- **DIRECTION**
Drop every picture, then transcribe the remaining data exactly.

- **DATA SHOWN**

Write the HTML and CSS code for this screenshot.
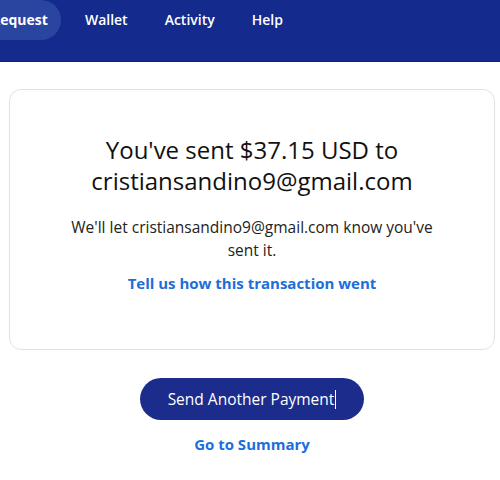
FILE: index.html
```html
<!DOCTYPE html>
<html lang="en">
<head>
    <meta charset="UTF-8">
    <meta name="viewport" content="width=device-width, initial-scale=1.0">
    <title>Payment sent</title>
    <link rel="stylesheet" href="styles.css">
</head>
<body>
    <header class="topbar">
        <nav class="nav">
            <a class="nav-item active" href="#">Request</a>
            <a class="nav-item" href="#">Wallet</a>
            <a class="nav-item" href="#">Activity</a>
            <a class="nav-item" href="#">Help</a>
        </nav>
    </header>

    <main class="content">
        <section class="card">
            <h1 class="title">You've sent $37.15 USD to cristiansandino9@gmail.com</h1>
            <p class="note">We'll let cristiansandino9@gmail.com know you've sent it.</p>
            <a class="link" href="#">Tell us how this transaction went</a>
        </section>

        <div class="actions">
            <button class="btn-primary" type="button">Send Another Payment<span class="caret"></span></button>
            <a class="link" href="#">Go to Summary</a>
        </div>
    </main>
</body>
</html>
```

FILE: styles.css
```css
body {
    margin: 0;
    padding: 0;
    background-color: #fff;
    font-family: "Open Sans", Arial, sans-serif;
    color: #111;
}

.topbar {
    height: 61px;
    background-color: #142a8c;
    border-bottom: 1px solid #0f2173;
}

.nav {
    display: flex;
    gap: 11px;
    margin-left: -22px;
}

.nav-item {
    display: block;
    height: 40px;
    line-height: 40px;
    padding: 0 13px;
    border-radius: 20px;
    color: #fff;
    font-size: 14px;
    font-weight: 600;
    text-decoration: none;
}

.nav-item.active {
    background-color: #2a45a0;
    font-weight: 700;
    border-radius: 0 20px 20px 0;
}

.content {
    padding: 27px 5px 0 9px;
}

.card {
    border: 1px solid #e2e2e2;
    border-radius: 12px;
    padding: 44px 40px 55px;
    text-align: center;
}

.title {
    margin: 0 auto 20px;
    max-width: 340px;
    font-size: 24px;
    font-weight: 400;
    line-height: 31px;
    color: #111;
}

.note {
    margin: 0 auto 10px;
    max-width: 380px;
    font-size: 15.5px;
    line-height: 23px;
    color: #222;
}

.link {
    display: inline-block;
    color: #1d6ed8;
    font-size: 15px;
    font-weight: 700;
    text-decoration: none;
}

.actions {
    display: flex;
    flex-direction: column;
    align-items: center;
    gap: 14px;
    padding-top: 28px;
}

.btn-primary {
    width: 224px;
    height: 42px;
    border: none;
    border-radius: 21px;
    background-color: #1b2c8c;
    color: #fff;
    font-family: "Open Sans", Arial, sans-serif;
    font-size: 15.5px;
    font-weight: 500;
    cursor: pointer;
}

.caret {
    display: inline-block;
    width: 1px;
    height: 19px;
    margin-left: 1px;
    vertical-align: -4px;
    background-color: #fff;
}
```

- **REPLY TO THE EXERCISE**
Write the HTML and CSS code for this screenshot.
FILE: index.html
```html
<!DOCTYPE html>
<html lang="en">
<head>
    <meta charset="UTF-8">
    <meta name="viewport" content="width=device-width, initial-scale=1.0">
    <title>Payment sent</title>
    <link rel="stylesheet" href="styles.css">
</head>
<body>
    <header class="topbar">
        <nav class="nav">
            <a class="nav-item active" href="#">Request</a>
            <a class="nav-item" href="#">Wallet</a>
            <a class="nav-item" href="#">Activity</a>
            <a class="nav-item" href="#">Help</a>
        </nav>
    </header>

    <main class="content">
        <section class="card">
            <h1 class="title">You've sent $37.15 USD to cristiansandino9@gmail.com</h1>
            <p class="note">We'll let cristiansandino9@gmail.com know you've sent it.</p>
            <a class="link" href="#">Tell us how this transaction went</a>
        </section>

        <div class="actions">
            <button class="btn-primary" type="button">Send Another Payment<span class="caret"></span></button>
            <a class="link" href="#">Go to Summary</a>
        </div>
    </main>
</body>
</html>
```

FILE: styles.css
```css
body {
    margin: 0;
    padding: 0;
    background-color: #fff;
    font-family: "Open Sans", Arial, sans-serif;
    color: #111;
}

.topbar {
    height: 61px;
    background-color: #142a8c;
    border-bottom: 1px solid #0f2173;
}

.nav {
    display: flex;
    gap: 11px;
    margin-left: -22px;
}

.nav-item {
    display: block;
    height: 40px;
    line-height: 40px;
    padding: 0 13px;
    border-radius: 20px;
    color: #fff;
    font-size: 14px;
    font-weight: 600;
    text-decoration: none;
}

.nav-item.active {
    background-color: #2a45a0;
    font-weight: 700;
    border-radius: 0 20px 20px 0;
}

.content {
    padding: 27px 5px 0 9px;
}

.card {
    border: 1px solid #e2e2e2;
    border-radius: 12px;
    padding: 44px 40px 55px;
    text-align: center;
}

.title {
    margin: 0 auto 20px;
    max-width: 340px;
    font-size: 24px;
    font-weight: 400;
    line-height: 31px;
    color: #111;
}

.note {
    margin: 0 auto 10px;
    max-width: 380px;
    font-size: 15.5px;
    line-height: 23px;
    color: #222;
}

.link {
    display: inline-block;
    color: #1d6ed8;
    font-size: 15px;
    font-weight: 700;
    text-decoration: none;
}

.actions {
    display: flex;
    flex-direction: column;
    align-items: center;
    gap: 14px;
    padding-top: 28px;
}

.btn-primary {
    width: 224px;
    height: 42px;
    border: none;
    border-radius: 21px;
    background-color: #1b2c8c;
    color: #fff;
    font-family: "Open Sans", Arial, sans-serif;
    font-size: 15.5px;
    font-weight: 500;
    cursor: pointer;
}

.caret {
    display: inline-block;
    width: 1px;
    height: 19px;
    margin-left: 1px;
    vertical-align: -4px;
    background-color: #fff;
}
```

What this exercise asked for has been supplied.